Andreas Christensen looks as shaky as he did in the second half of last season. His World Cup duties limited his ability to take a long mental rest. Nor has he been able to bulk up physically. Alexandre Lacazette had his way with Christensen in their short time playing against each other on Wednesday. Christensen is still some way from the cool, confident player he was in October. And he is far from the physical attributes he must have to survive a long career in the Premier League.
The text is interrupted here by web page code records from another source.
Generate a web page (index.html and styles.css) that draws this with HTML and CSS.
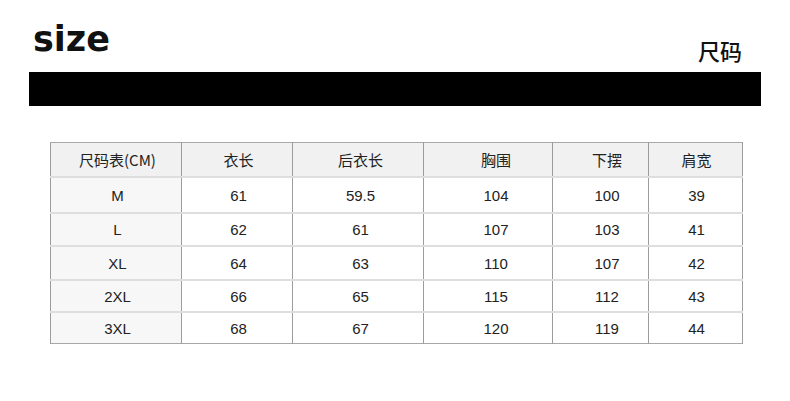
FILE: index.html
```html
<!DOCTYPE html>
<html lang="zh">
<head>
<meta charset="utf-8">
<title>尺码</title>
<link rel="stylesheet" href="styles.css">
</head>
<body>
<div class="page">
  <header class="title-row">
    <div class="size-word">size</div>
    <div class="size-cn">尺码</div>
  </header>
  <div class="black-bar"></div>
  <table class="size-table">
    <colgroup>
      <col class="c1"><col class="c2"><col class="c3"><col class="c4"><col class="c5"><col class="c6">
    </colgroup>
    <thead>
      <tr class="head-row"><th>尺码表(CM)</th><th>衣长</th><th>后衣长</th><th>胸围</th><th>下摆</th><th>肩宽</th></tr>
    </thead>
    <tbody>
      <tr class="r1"><td>M</td><td>61</td><td>59.5</td><td>104</td><td>100</td><td>39</td></tr>
      <tr class="r2"><td>L</td><td>62</td><td>61</td><td>107</td><td>103</td><td>41</td></tr>
      <tr class="r3"><td>XL</td><td>64</td><td>63</td><td>110</td><td>107</td><td>42</td></tr>
      <tr class="r4"><td>2XL</td><td>66</td><td>65</td><td>115</td><td>112</td><td>43</td></tr>
      <tr class="r5"><td>3XL</td><td>68</td><td>67</td><td>120</td><td>119</td><td>44</td></tr>
    </tbody>
  </table>
</div>
</body>
</html>
```
FILE: styles.css
```css
html, body {
  margin: 0;
  padding: 0;
  background: #ffffff;
}
.page {
  width: 790px;
  height: 401px;
  overflow: hidden;
}
.title-row {
  display: flex;
  justify-content: space-between;
  align-items: flex-start;
  height: 50px;
  padding: 22px 48px 0 33px;
}
.size-word {
  font-family: "DejaVu Sans", sans-serif;
  font-weight: bold;
  font-size: 35px;
  line-height: 35px;
  color: #111;
}
.size-cn {
  margin-top: 17px;
  font-family: "Noto Sans CJK SC", sans-serif;
  font-weight: 500;
  font-size: 22px;
  line-height: 22px;
  color: #111;
}
.black-bar {
  height: 34px;
  margin: 0 29px;
  background: #000;
}
.size-table {
  margin: 36px 0 0 50px;
  width: 692px;
  table-layout: fixed;
  border-collapse: collapse;
  border: 1px solid #a8a8a8;
  font-family: "Liberation Sans", "Noto Sans CJK SC", sans-serif;
  font-size: 15px;
  color: #222;
}
.c1 { width: 131px; }
.c2 { width: 111px; }
.c3 { width: 131px; }
.c4 { width: 129px; }
.c5 { width: 96px; }
.c6 { width: 94px; }
.size-table th,
.size-table td {
  padding: 0;
  text-align: center;
  vertical-align: middle;
  border-left: 1px solid #9c9c9c;
  border-right: 1px solid #9c9c9c;
  border-top: 2px solid #dedede;
  font-weight: normal;
}
.size-table th:nth-child(1),
.size-table td:nth-child(1) { padding-left: 3px; }
.size-table th:nth-child(2),
.size-table td:nth-child(2) { padding-left: 3px; }
.size-table th:nth-child(3),
.size-table td:nth-child(3) { padding-left: 5px; }
.size-table th:nth-child(4),
.size-table td:nth-child(4) { padding-left: 16px; }
.size-table th:nth-child(5),
.size-table td:nth-child(5) { padding-left: 13px; }
.size-table th:nth-child(6),
.size-table td:nth-child(6) { padding-left: 2px; }
.head-row th {
  height: 33px;
  background: #f1f1f1;
  border-top: 1px solid #a8a8a8;
  font-family: "Noto Sans CJK SC", sans-serif;
  font-size: 15px;
}
.size-table td:first-child {
  background: #f7f7f7;
}
.r1 td { height: 34px; }
.r2 td { height: 31px; }
.r3 td { height: 32px; }
.r4 td { height: 30px; }
.r5 td { height: 30px; }
```
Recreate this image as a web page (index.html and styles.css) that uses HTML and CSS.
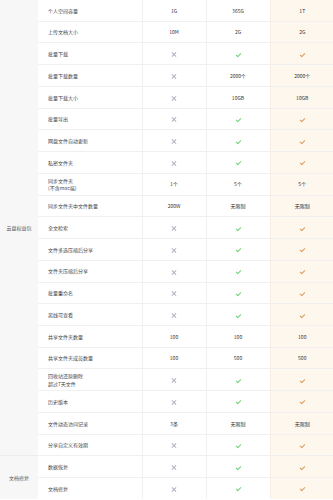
FILE: index.html
```html
<!DOCTYPE html>
<html lang="zh-CN">
<head>
    <meta charset="UTF-8">
    <meta name="viewport" content="width=device-width, initial-scale=1.0">
    <title>权益对比</title>
    <link rel="stylesheet" href="styles.css">
</head>
<body>
    <table class="compare">
        <colgroup>
            <col class="col-group">
            <col class="col-name">
            <col class="col-plan">
            <col class="col-plan">
            <col class="col-plan">
        </colgroup>
        <tbody>
            <tr>
                <td class="group" rowspan="21">云盘权益包</td>
                <td class="name">个人空间容量</td>
                <td>1G</td><td>365G</td><td class="vip">1T</td>
            </tr>
            <tr>
                <td class="name">上传文档大小</td>
                <td>10M</td><td>2G</td><td class="vip">2G</td>
            </tr>
            <tr>
                <td class="name">批量下载</td>
                <td><span class="no"></span></td><td><span class="yes"></span></td><td class="vip"><span class="yes"></span></td>
            </tr>
            <tr>
                <td class="name">批量下载数量</td>
                <td><span class="no"></span></td><td>2000个</td><td class="vip">2000个</td>
            </tr>
            <tr>
                <td class="name">批量下载大小</td>
                <td><span class="no"></span></td><td>10GB</td><td class="vip">10GB</td>
            </tr>
            <tr>
                <td class="name">批量导出</td>
                <td><span class="no"></span></td><td><span class="yes"></span></td><td class="vip"><span class="yes"></span></td>
            </tr>
            <tr>
                <td class="name">网盘文件自动更新</td>
                <td><span class="no"></span></td><td><span class="yes"></span></td><td class="vip"><span class="yes"></span></td>
            </tr>
            <tr>
                <td class="name">私密文件夹</td>
                <td><span class="no"></span></td><td><span class="yes"></span></td><td class="vip"><span class="yes"></span></td>
            </tr>
            <tr>
                <td class="name">同步文件夹<br>(不含mac端)</td>
                <td>1个</td><td>5个</td><td class="vip">5个</td>
            </tr>
            <tr>
                <td class="name">同步文件夹中文件数量</td>
                <td>200W</td><td>无限制</td><td class="vip">无限制</td>
            </tr>
            <tr>
                <td class="name">全文检索</td>
                <td><span class="no"></span></td><td><span class="yes"></span></td><td class="vip"><span class="yes"></span></td>
            </tr>
            <tr>
                <td class="name">文件多选压缩后分享</td>
                <td><span class="no"></span></td><td><span class="yes"></span></td><td class="vip"><span class="yes"></span></td>
            </tr>
            <tr>
                <td class="name">文件夹压缩后分享</td>
                <td><span class="no"></span></td><td><span class="yes"></span></td><td class="vip"><span class="yes"></span></td>
            </tr>
            <tr>
                <td class="name">批量重命名</td>
                <td><span class="no"></span></td><td><span class="yes"></span></td><td class="vip"><span class="yes"></span></td>
            </tr>
            <tr>
                <td class="name">离线可查看</td>
                <td><span class="no"></span></td><td><span class="yes"></span></td><td class="vip"><span class="yes"></span></td>
            </tr>
            <tr>
                <td class="name">共享文件夹数量</td>
                <td>100</td><td>100</td><td class="vip">100</td>
            </tr>
            <tr>
                <td class="name">共享文件夹成员数量</td>
                <td>100</td><td>500</td><td class="vip">500</td>
            </tr>
            <tr>
                <td class="name">回收站还原删除<br>超过7天文件</td>
                <td><span class="no"></span></td><td><span class="yes"></span></td><td class="vip"><span class="yes"></span></td>
            </tr>
            <tr>
                <td class="name">历史版本</td>
                <td><span class="no"></span></td><td><span class="yes"></span></td><td class="vip"><span class="yes"></span></td>
            </tr>
            <tr>
                <td class="name">文件动态访问记录</td>
                <td>3条</td><td>无限制</td><td class="vip">无限制</td>
            </tr>
            <tr>
                <td class="name">分享自定义有效期</td>
                <td><span class="no"></span></td><td><span class="yes"></span></td><td class="vip"><span class="yes"></span></td>
            </tr>
            <tr class="group-start">
                <td class="group" rowspan="2">文档修复</td>
                <td class="name">数据恢复</td>
                <td><span class="no"></span></td><td><span class="yes"></span></td><td class="vip"><span class="yes"></span></td>
            </tr>
            <tr>
                <td class="name">文档修复</td>
                <td><span class="no"></span></td><td><span class="yes"></span></td><td class="vip"><span class="yes"></span></td>
            </tr>
        </tbody>
    </table>
</body>
</html>
```

FILE: styles.css
```css
body {
    margin: 0;
    font-family: "Noto Sans CJK SC", "Liberation Sans", sans-serif;
    background: #fff;
}

.compare {
    width: 333px;
    border-collapse: collapse;
    table-layout: fixed;
    font-size: 5px;
    color: #333;
}

.col-group {
    width: 38px;
}
.col-name {
    width: 104px;
}
.col-plan {
    width: 64px;
}

.compare td {
    height: 20.74px;
    padding: 0;
    text-align: center;
    line-height: 1.5;
    border-top: 1px solid #f0f0f0;
    border-left: 1px solid #f0f0f0;
}
.compare tr:first-child td {
    border-top: none;
}

.compare td.group {
    background: #f7f7f7;
    color: #555;
    border-left: none;
}
.group-start td.group {
    border-top: 1px solid #ececec;
}

.compare td.name {
    text-align: left;
    padding-left: 10px;
    color: #444;
    border-left: none;
}

.compare td.vip {
    background: #fef7ee;
    border-left-color: #f6eee4;
}

/* tick and cross icons */
.yes,
.no {
    display: inline-block;
    position: relative;
    width: 6px;
    height: 5px;
    vertical-align: middle;
}
.yes::before {
    content: "";
    position: absolute;
    left: 1px;
    top: 0.5px;
    width: 4px;
    height: 2px;
    border-left: 1px solid #6fd27c;
    border-bottom: 1px solid #6fd27c;
    transform: rotate(-45deg);
}
.vip .yes::before {
    border-color: #d99c5c;
}
.no::before,
.no::after {
    content: "";
    position: absolute;
    left: 0;
    top: 2px;
    width: 6px;
    height: 1px;
    background: #b0b4c2;
    transform: rotate(45deg);
}
.no::after {
    transform: rotate(-45deg);
}
```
Antonio Rudiger and Ethan Ampadu are the most solid centre-backs at this point in the summer. Rudiger is still not completely into the swing of Sarri’s system, but he is ahead of everybody else both in what he is doing with the role and his abilities to compensate for the areas he is still learning.
Ampadu, like Christensen, needs more physical development before he can be a Premier League regular. He should still stay with the first team this season as domestic cup and Europa League depth at centre-back and defensive midfielder. But he is not ready for the full-time role.
Which brings us back to Gary Cahill. The process of elimination works in his favour, but he justifies his place on the merits. He has the discipline, leadership and defensive acumen Luiz lacks. He has the physicality and mental resilience Christensen and Ampadu are still building. He has the Premier League experience Rudiger does not. And he, along with a few other senior players, has the pulse of the club and the locker room.
At different junctures of the game against Arsenal, the defence needed Cahill. Regardless of who the centre-backs or full-backs were, he would have brought something that each battery of defenders needed to be a complete unit.
Cahill may not make his return to the squad for the Community Shield, and may not be in the starting XI on opening day. But before long, he will be there. Anyone surprised when it happens has not been paying attention for the last six years.